▶ _Task statement_
In the data, extract each line that holds the string "size".

▶ _Data shown_

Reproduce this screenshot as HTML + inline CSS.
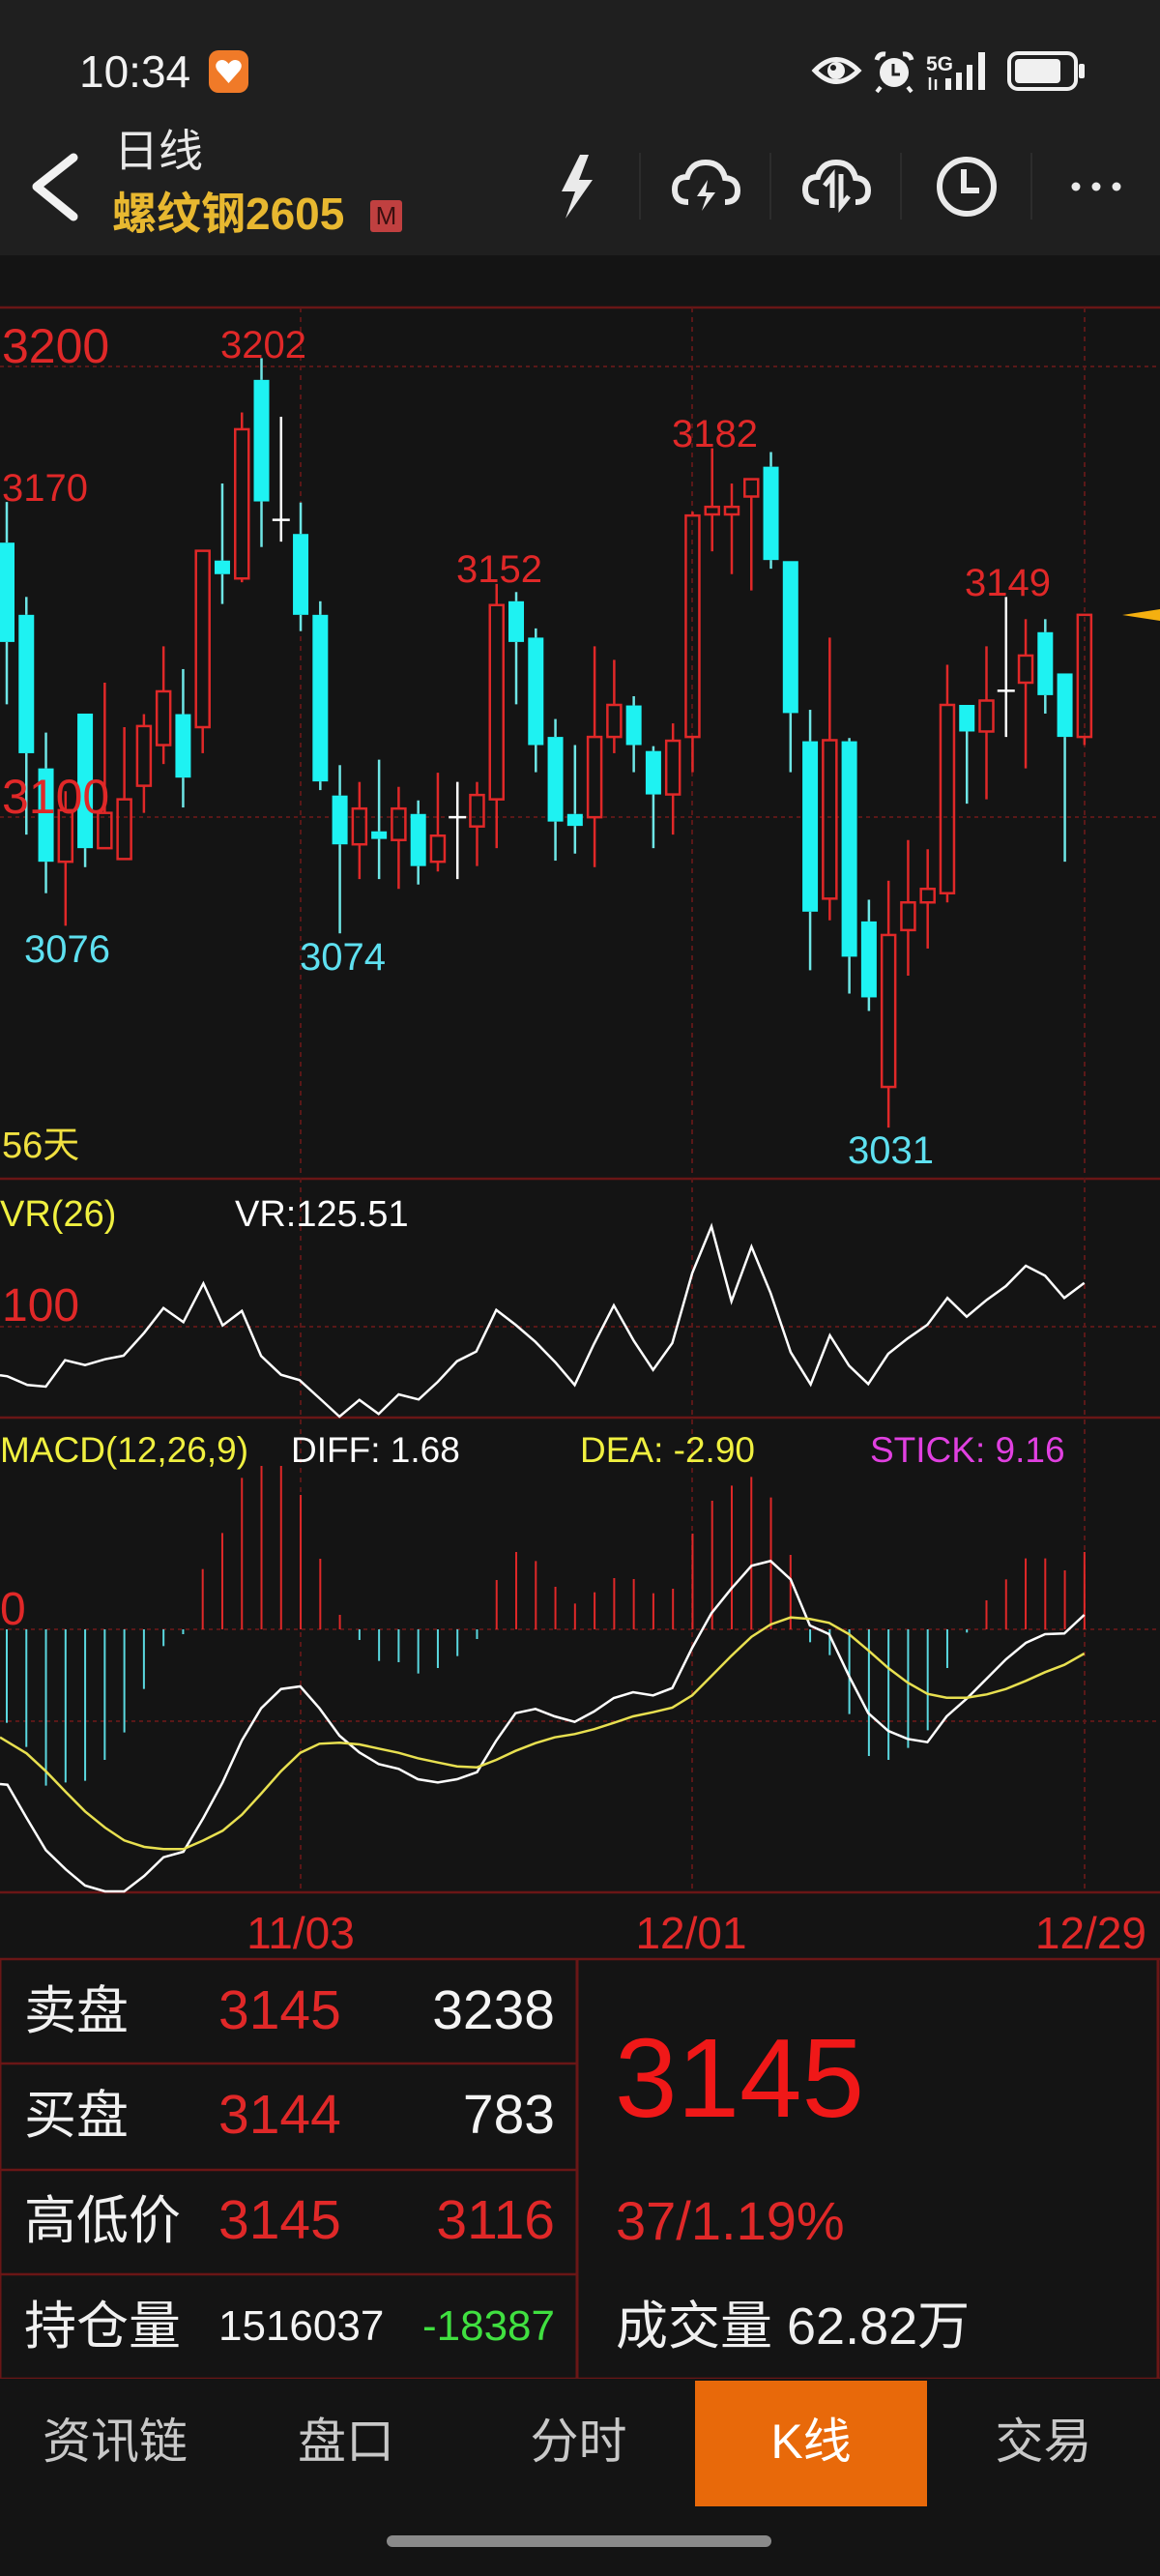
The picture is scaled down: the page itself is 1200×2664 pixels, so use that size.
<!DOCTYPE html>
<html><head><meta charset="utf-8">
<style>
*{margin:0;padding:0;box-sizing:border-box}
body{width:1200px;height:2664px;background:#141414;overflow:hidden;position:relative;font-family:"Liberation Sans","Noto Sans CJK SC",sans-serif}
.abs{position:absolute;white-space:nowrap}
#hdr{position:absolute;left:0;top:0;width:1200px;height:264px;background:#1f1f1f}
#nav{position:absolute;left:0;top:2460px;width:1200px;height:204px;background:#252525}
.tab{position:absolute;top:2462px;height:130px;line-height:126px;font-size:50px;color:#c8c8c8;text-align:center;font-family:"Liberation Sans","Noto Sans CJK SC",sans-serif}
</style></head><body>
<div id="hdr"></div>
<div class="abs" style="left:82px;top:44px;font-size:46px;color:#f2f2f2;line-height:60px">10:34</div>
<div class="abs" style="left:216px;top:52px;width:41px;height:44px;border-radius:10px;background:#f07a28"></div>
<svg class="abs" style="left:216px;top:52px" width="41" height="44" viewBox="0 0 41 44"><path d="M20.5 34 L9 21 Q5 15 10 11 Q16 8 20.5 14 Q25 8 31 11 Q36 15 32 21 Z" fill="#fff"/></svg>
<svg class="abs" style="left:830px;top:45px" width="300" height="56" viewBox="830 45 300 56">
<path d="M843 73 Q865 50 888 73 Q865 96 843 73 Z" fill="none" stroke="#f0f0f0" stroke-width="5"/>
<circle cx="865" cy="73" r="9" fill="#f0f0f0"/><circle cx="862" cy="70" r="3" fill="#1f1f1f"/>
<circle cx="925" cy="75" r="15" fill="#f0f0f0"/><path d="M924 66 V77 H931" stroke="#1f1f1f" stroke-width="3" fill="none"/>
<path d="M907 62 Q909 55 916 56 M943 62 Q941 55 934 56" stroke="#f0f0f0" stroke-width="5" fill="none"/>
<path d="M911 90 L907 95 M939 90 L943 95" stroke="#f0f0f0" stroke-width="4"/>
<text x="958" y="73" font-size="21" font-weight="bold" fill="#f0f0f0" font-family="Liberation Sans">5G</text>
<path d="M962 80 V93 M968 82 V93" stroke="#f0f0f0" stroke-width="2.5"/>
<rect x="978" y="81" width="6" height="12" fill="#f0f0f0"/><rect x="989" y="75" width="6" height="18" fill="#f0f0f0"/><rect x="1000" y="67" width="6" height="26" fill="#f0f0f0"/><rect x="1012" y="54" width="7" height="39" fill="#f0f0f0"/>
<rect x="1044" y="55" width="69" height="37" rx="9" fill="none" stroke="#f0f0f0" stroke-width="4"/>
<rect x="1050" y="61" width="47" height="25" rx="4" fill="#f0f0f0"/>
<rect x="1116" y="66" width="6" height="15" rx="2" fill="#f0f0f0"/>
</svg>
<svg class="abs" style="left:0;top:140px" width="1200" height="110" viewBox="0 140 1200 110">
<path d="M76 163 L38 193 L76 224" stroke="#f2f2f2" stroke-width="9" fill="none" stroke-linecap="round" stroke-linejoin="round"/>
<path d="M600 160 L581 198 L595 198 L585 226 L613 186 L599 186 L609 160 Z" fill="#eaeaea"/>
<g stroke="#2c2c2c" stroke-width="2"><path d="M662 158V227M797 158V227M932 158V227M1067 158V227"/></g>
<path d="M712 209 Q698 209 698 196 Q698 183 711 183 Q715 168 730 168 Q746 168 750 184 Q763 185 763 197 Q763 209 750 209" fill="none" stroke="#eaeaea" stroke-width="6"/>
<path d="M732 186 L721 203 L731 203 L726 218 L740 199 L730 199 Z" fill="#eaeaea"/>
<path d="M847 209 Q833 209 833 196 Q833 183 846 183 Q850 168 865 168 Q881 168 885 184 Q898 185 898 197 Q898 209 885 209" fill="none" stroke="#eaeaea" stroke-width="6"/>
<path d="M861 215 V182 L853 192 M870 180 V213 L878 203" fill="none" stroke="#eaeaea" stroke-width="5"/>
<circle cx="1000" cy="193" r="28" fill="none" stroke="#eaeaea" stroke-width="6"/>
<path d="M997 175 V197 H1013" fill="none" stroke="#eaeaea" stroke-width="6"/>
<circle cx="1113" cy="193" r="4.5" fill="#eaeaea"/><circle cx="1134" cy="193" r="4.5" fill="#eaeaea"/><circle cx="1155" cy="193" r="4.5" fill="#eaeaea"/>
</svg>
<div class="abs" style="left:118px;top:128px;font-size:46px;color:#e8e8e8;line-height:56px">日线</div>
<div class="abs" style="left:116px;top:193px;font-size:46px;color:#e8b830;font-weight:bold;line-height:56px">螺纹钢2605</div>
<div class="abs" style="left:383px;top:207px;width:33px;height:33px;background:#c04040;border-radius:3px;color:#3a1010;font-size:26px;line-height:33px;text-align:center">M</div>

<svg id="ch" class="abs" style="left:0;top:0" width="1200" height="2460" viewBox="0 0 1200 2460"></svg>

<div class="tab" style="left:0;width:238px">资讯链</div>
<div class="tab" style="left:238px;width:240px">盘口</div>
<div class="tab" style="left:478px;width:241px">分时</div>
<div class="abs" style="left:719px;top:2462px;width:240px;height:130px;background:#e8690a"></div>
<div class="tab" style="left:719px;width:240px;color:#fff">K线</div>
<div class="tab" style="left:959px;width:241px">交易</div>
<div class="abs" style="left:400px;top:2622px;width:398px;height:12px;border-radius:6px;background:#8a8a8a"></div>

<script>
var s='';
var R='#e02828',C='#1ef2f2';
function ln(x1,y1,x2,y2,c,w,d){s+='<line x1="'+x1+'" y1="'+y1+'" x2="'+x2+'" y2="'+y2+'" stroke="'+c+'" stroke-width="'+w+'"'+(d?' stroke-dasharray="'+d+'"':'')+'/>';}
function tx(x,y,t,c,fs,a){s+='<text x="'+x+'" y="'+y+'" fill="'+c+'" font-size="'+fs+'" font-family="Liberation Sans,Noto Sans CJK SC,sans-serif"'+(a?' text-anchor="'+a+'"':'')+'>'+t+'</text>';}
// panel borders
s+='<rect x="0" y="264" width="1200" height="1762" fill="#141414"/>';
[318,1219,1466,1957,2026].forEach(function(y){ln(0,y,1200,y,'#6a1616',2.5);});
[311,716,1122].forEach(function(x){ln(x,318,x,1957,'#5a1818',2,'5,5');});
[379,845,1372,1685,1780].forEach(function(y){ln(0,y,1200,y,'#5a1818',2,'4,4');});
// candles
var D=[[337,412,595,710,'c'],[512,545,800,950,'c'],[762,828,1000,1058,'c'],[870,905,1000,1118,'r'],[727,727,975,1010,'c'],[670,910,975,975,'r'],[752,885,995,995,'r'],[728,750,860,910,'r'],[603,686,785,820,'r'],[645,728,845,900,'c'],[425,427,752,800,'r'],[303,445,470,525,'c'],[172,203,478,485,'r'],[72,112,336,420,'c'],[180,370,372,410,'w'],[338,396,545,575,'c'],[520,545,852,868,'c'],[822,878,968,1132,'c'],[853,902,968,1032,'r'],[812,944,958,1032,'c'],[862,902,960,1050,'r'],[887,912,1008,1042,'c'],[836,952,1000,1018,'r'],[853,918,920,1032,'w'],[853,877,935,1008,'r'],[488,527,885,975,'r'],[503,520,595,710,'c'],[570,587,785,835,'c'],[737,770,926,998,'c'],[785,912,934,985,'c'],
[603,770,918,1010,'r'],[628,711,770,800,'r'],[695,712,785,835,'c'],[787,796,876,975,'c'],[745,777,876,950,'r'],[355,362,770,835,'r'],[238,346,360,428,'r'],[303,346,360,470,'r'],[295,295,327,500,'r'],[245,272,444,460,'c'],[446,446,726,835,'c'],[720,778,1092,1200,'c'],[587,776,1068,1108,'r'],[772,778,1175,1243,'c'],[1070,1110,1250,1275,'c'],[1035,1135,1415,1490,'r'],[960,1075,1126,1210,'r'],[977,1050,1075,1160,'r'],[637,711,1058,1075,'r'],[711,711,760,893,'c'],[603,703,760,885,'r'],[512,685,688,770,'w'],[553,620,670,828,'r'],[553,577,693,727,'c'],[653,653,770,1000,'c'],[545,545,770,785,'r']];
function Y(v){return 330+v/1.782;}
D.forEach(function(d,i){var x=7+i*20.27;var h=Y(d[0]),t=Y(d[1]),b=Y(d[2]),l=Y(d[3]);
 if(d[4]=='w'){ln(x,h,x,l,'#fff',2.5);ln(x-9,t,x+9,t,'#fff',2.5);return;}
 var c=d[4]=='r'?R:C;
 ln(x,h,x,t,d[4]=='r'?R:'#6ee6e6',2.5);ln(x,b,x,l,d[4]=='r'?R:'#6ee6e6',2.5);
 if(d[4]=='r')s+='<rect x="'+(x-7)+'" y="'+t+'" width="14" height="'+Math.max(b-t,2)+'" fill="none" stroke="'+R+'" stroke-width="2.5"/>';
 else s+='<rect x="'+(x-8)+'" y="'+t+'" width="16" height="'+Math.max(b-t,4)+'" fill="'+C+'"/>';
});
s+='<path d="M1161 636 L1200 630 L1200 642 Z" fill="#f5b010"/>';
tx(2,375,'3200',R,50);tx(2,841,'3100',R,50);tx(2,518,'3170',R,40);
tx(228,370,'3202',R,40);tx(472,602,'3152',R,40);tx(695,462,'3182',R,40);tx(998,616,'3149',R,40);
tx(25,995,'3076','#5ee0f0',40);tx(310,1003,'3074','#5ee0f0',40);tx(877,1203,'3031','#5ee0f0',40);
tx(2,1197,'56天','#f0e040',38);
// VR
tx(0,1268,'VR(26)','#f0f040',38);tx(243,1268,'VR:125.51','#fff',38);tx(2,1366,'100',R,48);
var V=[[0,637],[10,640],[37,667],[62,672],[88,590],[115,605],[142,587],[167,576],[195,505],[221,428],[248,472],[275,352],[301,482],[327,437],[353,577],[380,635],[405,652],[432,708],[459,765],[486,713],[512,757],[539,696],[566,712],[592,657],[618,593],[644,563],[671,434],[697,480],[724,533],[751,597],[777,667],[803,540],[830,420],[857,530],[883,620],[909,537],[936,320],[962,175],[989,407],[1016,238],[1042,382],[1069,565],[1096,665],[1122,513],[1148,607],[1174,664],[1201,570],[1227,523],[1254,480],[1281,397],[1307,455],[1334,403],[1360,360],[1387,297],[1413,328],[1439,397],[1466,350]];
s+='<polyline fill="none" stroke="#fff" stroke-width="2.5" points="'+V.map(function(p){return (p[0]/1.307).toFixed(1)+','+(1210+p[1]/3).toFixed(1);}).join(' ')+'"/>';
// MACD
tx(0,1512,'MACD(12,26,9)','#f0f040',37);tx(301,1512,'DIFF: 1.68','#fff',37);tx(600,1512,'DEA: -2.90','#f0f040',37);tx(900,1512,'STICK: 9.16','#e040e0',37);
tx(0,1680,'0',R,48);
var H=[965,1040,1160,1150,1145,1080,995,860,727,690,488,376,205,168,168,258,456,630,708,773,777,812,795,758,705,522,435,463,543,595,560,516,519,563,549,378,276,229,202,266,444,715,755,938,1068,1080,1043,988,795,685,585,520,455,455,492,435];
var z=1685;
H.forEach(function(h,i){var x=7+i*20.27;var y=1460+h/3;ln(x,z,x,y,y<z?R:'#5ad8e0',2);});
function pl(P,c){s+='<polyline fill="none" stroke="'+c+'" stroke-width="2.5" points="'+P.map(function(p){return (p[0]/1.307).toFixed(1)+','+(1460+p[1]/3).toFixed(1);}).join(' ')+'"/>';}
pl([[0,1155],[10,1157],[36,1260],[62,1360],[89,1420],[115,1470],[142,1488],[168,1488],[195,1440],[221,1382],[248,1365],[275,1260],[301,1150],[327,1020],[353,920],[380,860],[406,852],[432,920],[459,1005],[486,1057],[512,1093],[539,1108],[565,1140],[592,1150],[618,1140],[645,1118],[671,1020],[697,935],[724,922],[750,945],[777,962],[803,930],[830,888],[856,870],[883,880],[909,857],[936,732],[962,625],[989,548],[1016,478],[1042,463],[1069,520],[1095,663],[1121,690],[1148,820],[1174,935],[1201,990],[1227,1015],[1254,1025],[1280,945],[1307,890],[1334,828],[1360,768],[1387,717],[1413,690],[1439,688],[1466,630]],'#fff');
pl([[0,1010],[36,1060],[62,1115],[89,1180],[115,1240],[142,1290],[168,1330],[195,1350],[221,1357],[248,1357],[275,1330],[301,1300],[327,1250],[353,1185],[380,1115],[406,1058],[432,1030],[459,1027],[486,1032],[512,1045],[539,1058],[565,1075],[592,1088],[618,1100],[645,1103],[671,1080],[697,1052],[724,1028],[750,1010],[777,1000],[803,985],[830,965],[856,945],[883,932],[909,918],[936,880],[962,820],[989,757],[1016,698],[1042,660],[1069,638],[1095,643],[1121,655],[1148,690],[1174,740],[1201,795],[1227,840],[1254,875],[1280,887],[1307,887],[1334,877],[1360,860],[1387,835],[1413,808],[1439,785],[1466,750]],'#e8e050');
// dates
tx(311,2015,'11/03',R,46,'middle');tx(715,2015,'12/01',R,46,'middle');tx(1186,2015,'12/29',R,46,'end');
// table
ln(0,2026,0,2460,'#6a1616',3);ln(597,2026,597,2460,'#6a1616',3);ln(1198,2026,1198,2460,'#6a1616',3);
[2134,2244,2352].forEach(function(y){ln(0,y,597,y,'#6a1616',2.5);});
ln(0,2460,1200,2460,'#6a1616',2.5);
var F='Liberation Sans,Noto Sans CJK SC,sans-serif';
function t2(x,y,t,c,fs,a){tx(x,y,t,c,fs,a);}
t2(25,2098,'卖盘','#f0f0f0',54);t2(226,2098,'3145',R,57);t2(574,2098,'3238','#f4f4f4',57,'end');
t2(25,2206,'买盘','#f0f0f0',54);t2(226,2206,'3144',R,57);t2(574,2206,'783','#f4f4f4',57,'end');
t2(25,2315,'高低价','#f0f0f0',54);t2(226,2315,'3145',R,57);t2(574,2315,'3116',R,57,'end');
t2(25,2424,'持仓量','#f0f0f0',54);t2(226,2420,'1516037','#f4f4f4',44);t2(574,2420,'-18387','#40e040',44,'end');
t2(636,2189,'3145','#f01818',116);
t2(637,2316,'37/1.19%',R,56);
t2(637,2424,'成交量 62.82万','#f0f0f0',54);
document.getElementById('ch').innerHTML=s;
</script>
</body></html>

▶ _The solution_
The picture is scaled down: the page itself is 1200×2664 pixels, so use that size.
.tab{position:absolute;top:2462px;height:130px;line-height:126px;font-size:50px;color:#c8c8c8;text-align:center;font-family:"Liberation Sans","Noto Sans CJK SC",sans-serif}
<div class="abs" style="left:82px;top:44px;font-size:46px;color:#f2f2f2;line-height:60px">10:34</div>
<text x="958" y="73" font-size="21" font-weight="bold" fill="#f0f0f0" font-family="Liberation Sans">5G</text>
<div class="abs" style="left:118px;top:128px;font-size:46px;color:#e8e8e8;line-height:56px">日线</div>
<div class="abs" style="left:116px;top:193px;font-size:46px;color:#e8b830;font-weight:bold;line-height:56px">螺纹钢2605</div>
<div class="abs" style="left:383px;top:207px;width:33px;height:33px;background:#c04040;border-radius:3px;color:#3a1010;font-size:26px;line-height:33px;text-align:center">M</div>
function tx(x,y,t,c,fs,a){s+='<text x="'+x+'" y="'+y+'" fill="'+c+'" font-size="'+fs+'" font-family="Liberation Sans,Noto Sans CJK SC,sans-serif"'+(a?' text-anchor="'+a+'"':'')+'>'+t+'</text>';}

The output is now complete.